- _PROBLEM_
Work through the data line by line, gathering every line that has the word "components".

□ □ □

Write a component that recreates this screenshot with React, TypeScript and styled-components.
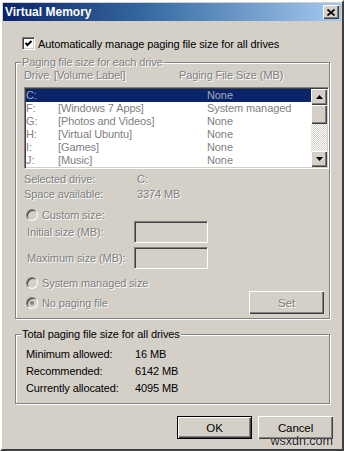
import React from "react";
import styled, { createGlobalStyle, css } from "styled-components";

const GlobalStyle = createGlobalStyle`
  html, body {
    margin: 0;
    padding: 0;
    background: #d4d0c8;
  }
  body {
    font-family: "Liberation Sans", Arial, sans-serif;
    font-size: 11px;
    letter-spacing: -0.1px;
  }
  * {
    box-sizing: border-box;
  }
`;

const drives = [
  { letter: "C:", label: "", size: "None", selected: true },
  { letter: "F:", label: "[Windows 7 Apps]", size: "System managed" },
  { letter: "G:", label: "[Photos and Videos]", size: "None" },
  { letter: "H:", label: "[Virtual Ubuntu]", size: "None" },
  { letter: "I:", label: "[Games]", size: "None" },
  { letter: "J:", label: "[Music]", size: "None" },
];

const totals = [
  ["Minimum allowed:", "16 MB"],
  ["Recommended:", "6142 MB"],
  ["Currently allocated:", "4095 MB"],
];

const disabledText = css`
  color: #808080;
  text-shadow: 1px 1px 0 #fff;
`;

const raised = css`
  background: #d4d0c8;
  border: none;
  box-shadow: inset 1px 1px #fff, inset -1px -1px #404040, inset -2px -2px #808080;
`;

const Window = styled.div`
  position: relative;
  width: 344px;
  height: 451px;
  background: #d4d0c8;
  border: 2px solid;
  border-color: #fff #404040 #404040 #fff;
  padding: 1px;
  display: flex;
  flex-direction: column;
`;

const TitleBar = styled.div`
  height: 18px;
  display: flex;
  align-items: center;
  justify-content: space-between;
  padding: 0 2px 0 2px;
  background: linear-gradient(90deg, #0a246a 0%, #3a6ea5 45%, #a6caf0 100%);
`;

const Title = styled.span`
  color: #fff;
  font-weight: bold;
  font-size: 12px;
  letter-spacing: 0;
`;

const CloseButton = styled.div`
  ${raised};
  width: 16px;
  height: 14px;
  display: flex;
  align-items: center;
  justify-content: center;
`;

const CheckRow = styled.label`
  display: flex;
  align-items: center;
  height: 13px;
  margin: 16px 0 0 19px;
  color: #000;
`;

const CheckBox = styled.span`
  width: 13px;
  height: 13px;
  margin-right: 3px;
  background: #fff;
  border: 1px solid;
  border-color: #808080 #fff #fff #808080;
  box-shadow: inset 1px 1px #404040, inset -1px -1px #d4d0c8;
  display: flex;
  align-items: center;
  justify-content: center;
`;

const GroupBox = styled.fieldset<{ $top: number }>`
  margin: ${(p) => p.$top}px 11px 0 12px;
  padding: 0 0 0 5px;
  min-width: 0;
  border: 1px solid #808080;
  box-shadow: inset 1px 1px #fff, 1px 1px #fff;
`;

const Legend = styled.legend<{ $disabled?: boolean }>`
  padding: 0 1px;
  line-height: 13px;
  background: #d4d0c8;
  color: #000;
  ${(p) => p.$disabled && disabledText};
`;

const GroupBody = styled.div<{ $pad: string }>`
  padding: ${(p) => p.$pad};
  display: flex;
  flex-direction: column;
`;

const HeaderRow = styled.div`
  display: grid;
  grid-template-columns: 30px 125px auto;
  height: 13px;
  line-height: 13px;
  ${disabledText};
`;

const ListBox = styled.div`
  margin-top: 5px;
  height: 82px;
  padding: 1px;
  background: #fff;
  border: 1px solid;
  border-color: #808080 #fff #fff #808080;
  box-shadow: inset 1px 1px #404040, inset -1px -1px #d4d0c8;
  display: flex;
`;

const Rows = styled.div`
  flex: 1;
`;

const ListRow = styled.div<{ $selected?: boolean }>`
  display: grid;
  grid-template-columns: 32px 149px auto;
  height: 13px;
  line-height: 13px;
  white-space: nowrap;
  color: ${(p) => (p.$selected ? "#a3a8bf" : "#808080")};
  background: ${(p) => (p.$selected ? "#0a246a" : "transparent")};
`;

const ScrollBar = styled.div`
  width: 16px;
  display: flex;
  flex-direction: column;
`;

const ScrollButton = styled.div<{ $h: number }>`
  ${raised};
  height: ${(p) => p.$h}px;
  display: flex;
  align-items: center;
  justify-content: center;
`;

const Track = styled.div`
  flex: 1;
  background: repeating-conic-gradient(#fff 0 25%, #d4d0c8 0 50%) 0 0 / 2px 2px;
`;

const InfoGrid = styled.div<{ $col: number; $row: number }>`
  display: grid;
  grid-template-columns: ${(p) => p.$col}px auto;
  grid-auto-rows: ${(p) => p.$row}px;
  align-items: center;
`;

const InfoText = styled.span<{ $disabled?: boolean }>`
  color: #000;
  ${(p) => p.$disabled && disabledText};
`;

const RadioRow = styled.div<{ $mt: number }>`
  display: flex;
  align-items: center;
  height: 13px;
  margin: ${(p) => p.$mt}px 0 0 2px;
  ${disabledText};
`;

const Radio = styled.span<{ $checked?: boolean }>`
  width: 12px;
  height: 12px;
  margin-right: 4px;
  border-radius: 50%;
  background: #d4d0c8;
  border: 1px solid;
  border-color: #808080 #fff #fff #808080;
  box-shadow: inset 1px 1px #404040, inset -1px -1px #d4d0c8;
  display: flex;
  align-items: center;
  justify-content: center;
  &::after {
    content: "";
    width: 4px;
    height: 4px;
    border-radius: 50%;
    background: ${(p) => (p.$checked ? "#808080" : "transparent")};
  }
`;

const FieldRow = styled.div<{ $mt: number }>`
  display: flex;
  align-items: center;
  height: 22px;
  margin-top: ${(p) => p.$mt}px;
  padding-left: 3px;
`;

const FieldLabel = styled.span`
  width: 107px;
  ${disabledText};
`;

const Input = styled.div`
  width: 74px;
  height: 22px;
  background: #d4d0c8;
  border: 1px solid;
  border-color: #808080 #fff #fff #808080;
  box-shadow: inset 1px 1px #404040, inset -1px -1px #d4d0c8;
`;

const LastRow = styled.div`
  display: flex;
  align-items: center;
  justify-content: space-between;
  margin-top: 2px;
  height: 23px;
  padding-right: 5px;
`;

const Button = styled.div<{ $default?: boolean; $disabled?: boolean }>`
  ${raised};
  width: 75px;
  height: 23px;
  display: flex;
  align-items: center;
  justify-content: center;
  color: #000;
  font-size: 11.5px;
  ${(p) => p.$disabled && disabledText};
  ${(p) =>
    p.$default &&
    css`
      border: 1px solid #000;
    `};
`;

const Footer = styled.div`
  display: flex;
  justify-content: flex-end;
  gap: 6px;
  margin-top: 12px;
  padding-right: 8px;
`;

const Watermark = styled.span`
  position: absolute;
  right: 9px;
  bottom: 1px;
  font-size: 12.5px;
  line-height: 14px;
  letter-spacing: 0;
  color: #1a1a1a;
  text-shadow: 0 0 1px #fff;
`;

function Arrow({ down }: { down?: boolean }) {
  return (
    <svg width="7" height="4" viewBox="0 0 7 4">
      <polygon points={down ? "0,0 7,0 3.5,4" : "3.5,0 7,4 0,4"} fill="#000" />
    </svg>
  );
}

function App() {
  return (
    <Window>
      <GlobalStyle />
      <TitleBar>
        <Title>Virtual Memory</Title>
        <CloseButton>
          <svg width="8" height="7" viewBox="0 0 8 7">
            <path d="M0.5 0.5 L7.5 6.5 M7.5 0.5 L0.5 6.5" stroke="#000" strokeWidth="1.7" />
          </svg>
        </CloseButton>
      </TitleBar>

      <CheckRow>
        <CheckBox>
          <svg width="9" height="9" viewBox="0 0 9 9">
            <polyline points="1.5,4 3.5,6 7.5,2" fill="none" stroke="#000" strokeWidth="2" />
          </svg>
        </CheckBox>
        Automatically manage paging file size for all drives
      </CheckRow>

      <GroupBox $top={6}>
        <Legend $disabled>Paging file size for each drive</Legend>
        <GroupBody $pad="0 0 4px 3px">
          <HeaderRow>
            <span>Drive</span>
            <span>[Volume Label]</span>
            <span>Paging File Size (MB)</span>
          </HeaderRow>
          <ListBox>
            <Rows>
              {drives.map((d) => (
                <ListRow key={d.letter} $selected={d.selected}>
                  <span>{d.letter}</span>
                  <span>{d.label}</span>
                  <span>{d.size}</span>
                </ListRow>
              ))}
            </Rows>
            <ScrollBar>
              <ScrollButton $h={16}>
                <Arrow />
              </ScrollButton>
              <ScrollButton $h={19} />
              <Track />
              <ScrollButton $h={16}>
                <Arrow down />
              </ScrollButton>
            </ScrollBar>
          </ListBox>
          <InfoGrid $col={113} $row={15} style={{ marginTop: 2 }}>
            <InfoText $disabled>Selected drive:</InfoText>
            <InfoText $disabled>C:</InfoText>
            <InfoText $disabled>Space available:</InfoText>
            <InfoText $disabled>3374 MB</InfoText>
          </InfoGrid>
          <RadioRow $mt={7}>
            <Radio />
            Custom size:
          </RadioRow>
          <FieldRow $mt={0}>
            <FieldLabel>Initial size (MB):</FieldLabel>
            <Input />
          </FieldRow>
          <FieldRow $mt={4}>
            <FieldLabel>Maximum size (MB):</FieldLabel>
            <Input />
          </FieldRow>
          <RadioRow $mt={7}>
            <Radio />
            System managed size
          </RadioRow>
          <LastRow>
            <RadioRow $mt={0}>
              <Radio $checked />
              No paging file
            </RadioRow>
            <Button $disabled>Set</Button>
          </LastRow>
        </GroupBody>
      </GroupBox>

      <GroupBox $top={9}>
        <Legend>Total paging file size for all drives</Legend>
        <GroupBody $pad="4px 0 7px 5px">
          <InfoGrid $col={109} $row={17}>
            {totals.map(([label, value]) => (
              <React.Fragment key={label}>
                <InfoText>{label}</InfoText>
                <InfoText>{value}</InfoText>
              </React.Fragment>
            ))}
          </InfoGrid>
        </GroupBody>
      </GroupBox>

      <Footer>
        <Button $default>OK</Button>
        <Button>Cancel</Button>
      </Footer>

      <Watermark>wsxdn.com</Watermark>
    </Window>
  );
}

export default App;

□ □ □

- _WRITTEN RESPONSE_
Write a component that recreates this screenshot with React, TypeScript and styled-components.
import styled, { createGlobalStyle, css } from "styled-components";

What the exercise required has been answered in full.